The upcoming James Bond game, 007: First Light, looks gorgeous, but in newly released gameplay via a recent preview event, we can see the young Mr. Bond being trained in the ever-so-popular tactic of “hiding in tall grass.” It’s almost laughable how much tall grass is just hanging around the training zone in this gameplay clip. Nobody has a lawnmower?
This is something I notice in a lot of games now, even ones as great as Ghost of Yotei. These massively defended enemy bases are filled with pockets of incredibly tall, thick grass. You’d think the guards and people in charge would maybe opt to cut some of this stuff down so, you know, people couldn’t hide in it. Because of how popular tall grass has become in games, so many enemy bases I infiltrate these days seem to have fired their landscaping teams. It gets downright silly when you stop and notice all this sneaky grass.
A history of sneaky grass

So, where did this all start? I think Assassin’s Creed III is the progenitor of all the modern sneaky grass we find in so many games today. Again, it didn’t invent “hiding in bushes,” but due to the devs’ commitment to social stealth at the time, AC3 devs had to get creative to offer a new way to sneak.
As explained in an Assassin’s Creed Reddit AMA from nearly 14 years ago, back then, the primary type of stealth in the franchise was “social stealth,” like hiding in crowds and blending in to a group sitting on a bench and so on. And simply crouching, apparently, didn’t fit that style of gameplay.
Here’s what ACIII’s lead game designer, Steven Masters, said on Reddit when asked about a crouch button:
This is an interesting one… our stealth is primarily “social stealth”, and we’ve been debating having a crouch button since pretty much day 1. It was always the vision that crouching in public spaces is not ‘hiding in plain sight’ – if anything you’re calling attention to yourself. We found that the ‘stalking zones’ – the low vegitation where you can crouch down while low profile – are a good compromise since it allows you to crouch but only in circumstances that make sense.
It also had the added bonus of making the act of sneaking about a place more active, letting players keep flowing forward even while being careful and sneaky. I remember thinking, the first time I slipped into tall grass in AC3, how clever this felt. As long as you stayed in the grass, you were safe and couldn’t be seen. And while Assassin’s Creed III was a divisive game at the time, this “sneaky grass” technique seemed to catch on over the next few years, with games like 2014’s Shadow of Mordor including their own spin on sneaky grass. Ironically, around this time is when Ubisoft began adding crouch buttons into Assassin’s Creed games. The devs also kept sneaky grass, though.

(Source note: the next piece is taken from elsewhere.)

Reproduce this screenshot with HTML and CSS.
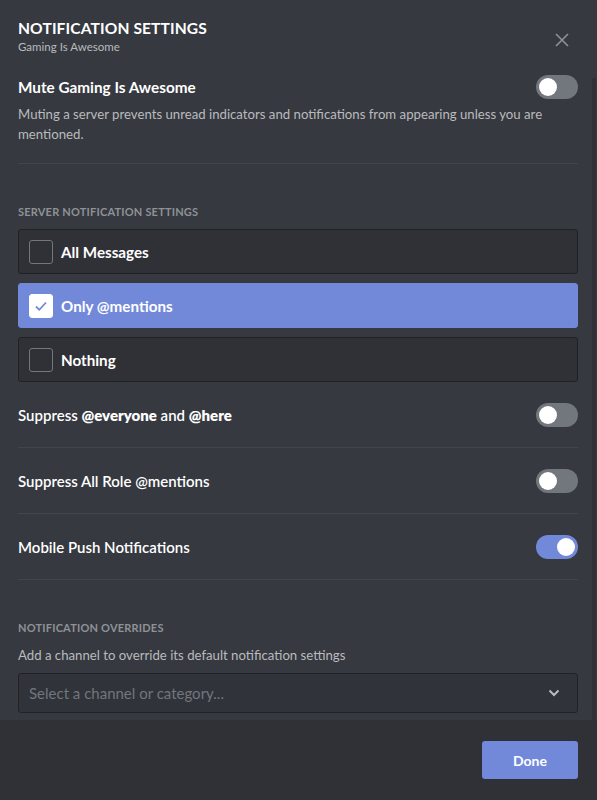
FILE: index.html
```html
<!DOCTYPE html>
<html>
<head>
<meta charset="utf-8">
<link rel="stylesheet" href="styles.css">
</head>
<body>
<div class="modal">
  <div class="header">
    <div class="titles">
      <div class="title">NOTIFICATION SETTINGS</div>
      <div class="subtitle">Gaming Is Awesome</div>
    </div>
    <svg class="close" width="14" height="14" viewBox="0 0 14 14"><path d="M1 1L13 13M13 1L1 13" stroke="#8e9297" stroke-width="1.6" fill="none"/></svg>
  </div>
  <div class="body">
    <div class="content">
      <div class="mute-row">
        <div class="row-label">Mute Gaming Is Awesome</div>
        <div class="toggle"><div class="knob"></div></div>
      </div>
      <div class="desc">Muting a server prevents unread indicators and notifications from appearing unless you are mentioned.</div>
      <div class="divider"></div>
      <div class="section-label">SERVER NOTIFICATION SETTINGS</div>
      <div class="options">
        <div class="option"><div class="check"></div><span>All Messages</span></div>
        <div class="option selected"><div class="check"><svg width="16" height="16" viewBox="0 0 16 16"><path d="M3 8.5L6.3 11.8L13 4.5" stroke="#7289da" stroke-width="1.8" fill="none"/></svg></div><span>Only @mentions</span></div>
        <div class="option"><div class="check"></div><span>Nothing</span></div>
      </div>
      <div class="setting">
        <div class="row-label">Suppress <b>@everyone</b> and <b>@here</b></div>
        <div class="toggle"><div class="knob"></div></div>
      </div>
      <div class="setting">
        <div class="row-label">Suppress All Role @mentions</div>
        <div class="toggle"><div class="knob"></div></div>
      </div>
      <div class="setting">
        <div class="row-label">Mobile Push Notifications</div>
        <div class="toggle on"><div class="knob"></div></div>
      </div>
      <div class="section-label overrides">NOTIFICATION OVERRIDES</div>
      <div class="hint">Add a channel to override its default notification settings</div>
      <div class="select">
        <span>Select a channel or category...</span>
        <svg width="12" height="8" viewBox="0 0 12 8"><path d="M1.5 1.5L6 6L10.5 1.5" stroke="#b9bbbe" stroke-width="2" fill="none"/></svg>
      </div>
    </div>
    <div class="track"></div>
  </div>
  <div class="footer">
    <button class="done">Done</button>
  </div>
</div>
</body>
</html>
```
FILE: styles.css
```css
* { box-sizing: border-box; }
html, body { margin: 0; padding: 0; }
body {
  background: #36393f;
  font-family: "Lato", "Noto Sans", sans-serif;
  color: #fff;
}
.modal {
  width: 597px;
  height: 800px;
  display: flex;
  flex-direction: column;
  background: #36393f;
}
.header {
  height: 70px;
  padding: 19px 28px 0 18px;
  display: flex;
  justify-content: space-between;
  align-items: flex-start;
}
.title {
  font-size: 15.6px;
  font-weight: 700;
  line-height: 18px;
  letter-spacing: 0.1px;
}
.subtitle {
  font-size: 11.5px;
  line-height: 14px;
  color: #b9bbbe;
  margin-top: 3px;
}
.close { margin-top: 14px; }
.body {
  flex: 1;
  display: flex;
  min-height: 0;
}
.content {
  flex: 1;
  padding: 5px 14px 0 18px;
}
.track {
  width: 4px;
  margin: 8px 1px 0 0;
  background: #2f3136;
}
.mute-row, .setting {
  display: flex;
  justify-content: space-between;
  align-items: center;
}
.row-label {
  font-size: 15px;
  font-weight: 700;
  line-height: 20px;
}
.mute-row .row-label { font-size: 15.3px; }
.setting .row-label { font-weight: 600; }
.setting .row-label b { font-weight: 800; }
.toggle {
  width: 42px;
  height: 24px;
  border-radius: 12px;
  background: #72767d;
  padding: 3px;
  display: flex;
}
.knob {
  width: 18px;
  height: 18px;
  border-radius: 50%;
  background: #fff;
}
.toggle.on { background: #7289da; justify-content: flex-end; }
.desc {
  margin-top: 5px;
  font-size: 13.2px;
  line-height: 20px;
  color: #b9bbbe;
  padding-right: 10px;
}
.divider {
  height: 1px;
  background: #42454b;
  margin-top: 19px;
}
.section-label {
  margin-top: 40px;
  font-size: 11px;
  font-weight: 700;
  line-height: 16px;
  color: #8e9297;
  letter-spacing: 0.2px;
}
.options {
  margin-top: 9px;
  display: flex;
  flex-direction: column;
  gap: 9px;
}
.option {
  height: 45px;
  border: 1px solid #202225;
  border-radius: 3px;
  background: #2f3136;
  display: flex;
  align-items: center;
  padding-left: 10px;
  gap: 8px;
  font-size: 15.2px;
  font-weight: 700;
}
.option.selected { background: #7289da; border-color: #7289da; }
.check {
  width: 24px;
  height: 24px;
  border: 1px solid #72767d;
  border-radius: 3px;
  display: flex;
  align-items: center;
  justify-content: center;
}
.option.selected .check { background: #fff; border-color: #fff; }
.setting {
  padding: 21px 0 20px;
  border-bottom: 1px solid #42454b;
}
.hint {
  margin-top: 9px;
  font-size: 13.2px;
  line-height: 20px;
  color: #b9bbbe;
}
.select {
  margin-top: 8px;
  height: 40px;
  border: 1px solid #202225;
  border-radius: 3px;
  background: #303339;
  display: flex;
  align-items: center;
  justify-content: space-between;
  padding: 0 17px 0 10px;
  font-size: 15px;
  color: #72767d;
}
.footer {
  height: 80px;
  background: #2f3136;
  display: flex;
  justify-content: flex-end;
  align-items: flex-start;
  padding: 21px 19px 0 0;
}
.done {
  width: 96px;
  height: 38px;
  border: none;
  border-radius: 3px;
  background: #7289da;
  color: #fff;
  font-family: "Lato", "Noto Sans", sans-serif;
  font-size: 14px;
  font-weight: 700;
}
```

Sneaky grass would later pop up in plenty of other games, including perhaps the weirdest of all, Uncharted 4. Something about it being in this game stood out to younger Zack a decade ago in 2016. And in the decade since, sneaky grass has just become a given part of many games’ stealth toolbox. So much so that I’m getting bored with it. Even in games I really like, such as last year’s Ghost of Yotei, sneaky grass just feels so overused and makes most stealth encounters play out similarly across many games.

I get why sneaky grass has caught on in video games. It’s fun to zip through a big patch of tall grass, take out an enemy, and continue moving quickly to the next target.
But seeing the foliage pop up in 007: First Light was disappointing. I remember seeing it and going “oh… dang.” Sure, IOI’s past Hitman games used sneaky grass, but I wanted something different for James Bond. He doesn’t seem like the kind of guy who would hide in the grass. He’d do something cool. Use a gadget. Think fast. Talk his way through a situation. I want levels and missions to be built around those moments. And it sounds like there will be some of that. But seeing that sneaky grass pop up in the tutorial made it clear that I’ll also be rolling between rocks and grass at times, as I’ve done in so many other games. What a shame. It could be fun, but I’m not very excited about it.